The idea is to fetch the name from the cust node, where the seq equals
the position-1 of the prim and sec nodes within the customers tag. i.e
prim is at position 1 and cust is at position 2.

Therefore the primary (prim) customer would have a name of Jon and the
secondary (sec) customer would have a name of peter.


<custs>
<cust>
<seq>0</seq>
<name>jon</name>
</cust>
<cust>
<seq>1</seq>
<name>peter</name>
</cust>
<contacts>
<prim>
<message>hello</message>
</prim>
<sec>
<message>hello</message>
</sec>
</contacts>
</custs>
 
P

Peter Flynn

Eddy said:
Sorry Peter, I'll try and be a little clearer. There was a mistake in
the XML, which you correclty identified.

The idea is to fetch the name from the cust node, where the seq equals
the position-1 of the prim and sec nodes within the customers tag. i.e
prim is at position 1 and cust is at position 2.

Therefore the primary (prim) customer would have a name of Jon and the
secondary (sec) customer would have a name of peter.


<custs>
<cust>
<seq>0</seq>
<name>jon</name>
</cust>
<cust>
<seq>1</seq>
<name>peter</name>
</cust>
<contacts>
<prim>
<message>hello</message>
</prim>
<sec>
<message>hi</message>
</sec>
</contacts>
</custs>

OK, but if you are already distinguishing between prim and sec, and you know
they map directly to seq=0 and seq=1 respectively, I don't see the problem:

<xsl:choose>
<xsl:when test="name()='prim'">
<xsl:value-of select="//cust[seq=0]/name"/>
</xsl:when>
<xsl:when test="name()='sec'">
<xsl:value-of select="//cust[seq=1]/name"/>
</xsl:when>
</xsl:choose>

The only reason for doing it by counting would be if you had far more
(other) element content in contacts or cust than you are showing us.
In which case the content of contacts would surely not be prim and sec
but some other element which could be enumerated. Usually the reason for
naming element types a certain way is because it describes *different*
types of data, whereas here the element content of prim and sec is
identical.

This appears to be a peculiarly obtuse piece of design. Why not

<customers>
<customer n="0" type="primary" name="jon" message="hello"/>
<customer n="1" type="secondary" name="peter" message="hello"/>
</customers>

By all means give the customer element subelement content if the character
data content of name and message is more complex, but I see no value in
segmenting the primary/secondary classification from the customer data.

///Peter
 
E

Eddy C

Peter,

Its not my design, I'm just the consumer and needed to find a way to
come up with a single XPath query to get the associated bit of data.

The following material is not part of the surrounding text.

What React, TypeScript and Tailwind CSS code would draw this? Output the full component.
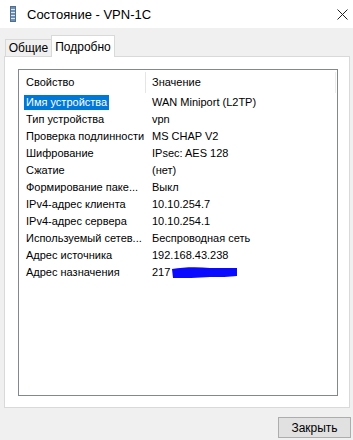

Also the example I gave is very stripped down. Looking at the Schema
doc prim and sec have very different attributes but the record we are
trying to join to has the same attributes for both.

So it looks like its not going to be simple to do this in one single
XPath query.
 
P

Peter Flynn

Eddy said:
Peter,

Its not my design, I'm just the consumer and needed to find a way to
come up with a single XPath query to get the associated bit of data.

Also the example I gave is very stripped down. Looking at the Schema
doc prim and sec have very different attributes but the record we are
trying to join to has the same attributes for both.

So it looks like its not going to be simple to do this in one single
XPath query.

OK, if it has to be done that way...
If your current element is either prim or sec, then

/custs/cust[seq=count(current()/preceding-sibling::*)]/name

will return the name of the matching customer.